Et c’est ici que la rigidité s’installe. Si le nombre de formations est théoriquement intéressant, leur impact réel sur le champ de bataille reste flou, mal documenté, parfois invisible. On teste, on ajuste, mais le ressenti stratégique est tiède. Le rythme des combats est lent, les animations peu lisibles, les retours visuels minimalistes. La victoire ne provoque ni tension ni satisfaction. Elle se constate.
Entre les batailles, vous gérez votre territoire : récolte de ressources, affectation de travailleurs, recherche de technologies, amélioration d’équipements. Chaque structure (ferme, atelier, poste de pêche…) contribue à l’économie du domaine, mais le tout fonctionne comme une boucle de micro-optimisation, répétitive, mécaniquement propre… mais sans impact palpable sur l’univers. Construire une scierie ne change pas le monde. Ça remplit juste une jauge.
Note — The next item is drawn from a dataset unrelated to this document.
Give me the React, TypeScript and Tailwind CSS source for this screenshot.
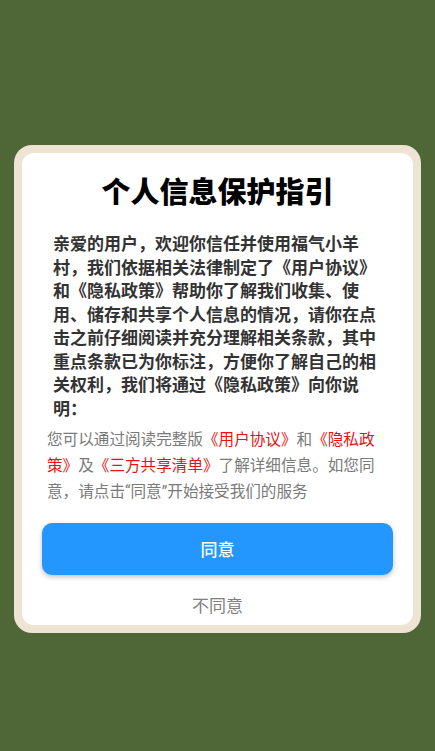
import React from "react";

const cjk = { fontFamily: '"Noto Sans CJK SC", "Noto Sans", sans-serif' };
const latin = { fontFamily: 'Roboto, "Liberation Sans", sans-serif' };

export default function App() {
  return (
    <div className="min-h-[751px] w-full bg-[#4f6737] pt-[145px] px-[14px]" style={cjk}>
      {/* Outer cream frame */}
      <div className="w-full rounded-[18px] bg-[#efe4d3] p-[8px]">
        <div className="flex flex-col rounded-[12px] bg-white px-5 pt-[17px] pb-[8px] [text-spacing-trim:space-all]">
          <h1 className="text-center text-[29px] leading-[40px] font-black text-black">个人信息保护指引</h1>

          <p className="mt-[21px] pl-[11px] pr-[13px] text-[17px] leading-[23.5px] font-bold text-[#333]">
            亲爱的用户，欢迎你信任并使用福气小羊村，我们依据相关法律制定了《用户协议》和《隐私政策》帮助你了解我们收集、使用、储存和共享个人信息的情况，请你在点击之前仔细阅读并充分理解相关条款，其中重点条款已为你标注，方便你了解自己的相关权利，我们将通过《隐私政策》向你说明：
          </p>

          <p className="mt-[6px] px-[5px] text-[15.6px] leading-[26px] text-[#7a7a7a]">
            您可以通过阅读完整版<span className="text-[#e5130f]">《用户协议》</span>和<span className="text-[#e5130f]">《隐私政策》</span>及<span className="text-[#e5130f]">《三方共享清单》</span>了解详细信息。如您同意，请点击<span className="leading-none" style={latin}>“</span>同意<span className="leading-none" style={latin}>”</span>开始接受我们的服务
          </p>

          <button className="mt-[20px] h-[52px] w-full rounded-[10px] bg-[#2397fe] text-[17px] font-medium text-white shadow-[0_2px_5px_rgba(0,0,0,0.25)]">
            同意
          </button>

          <button className="mt-[18px] h-[24px] text-[17px] leading-[24px] text-[#808080]">不同意</button>
        </div>
      </div>
    </div>
  );
}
L’aspect RPG est quasi absent. Vos unités gagnent de l’expérience, mais il n’y a pas de progression narrative ni de choix personnalisés. Chaque personnage est une variable, non une identité. Pas de gestion des humeurs, pas d’événements dynamiques, pas de dilemmes.
L’interface sur Xbox Series est correcte, mais visiblement pensée pour PC. La navigation par manette est lente, imprécise, et certains menus exigent plusieurs manipulations là où un raccourci contextuel aurait suffi. Rien de cassé, mais rien de fluide. L’ergonomie, ici encore, suit une logique fonctionnelle, jamais ludique.
Akatsuki est un jeu qui respecte les piliers du tactical management, mais sans jamais leur donner vie. Il vous propose de gérer, de structurer, d’ordonner. Mais il ne vous donne jamais le sentiment d’être un vrai stratège.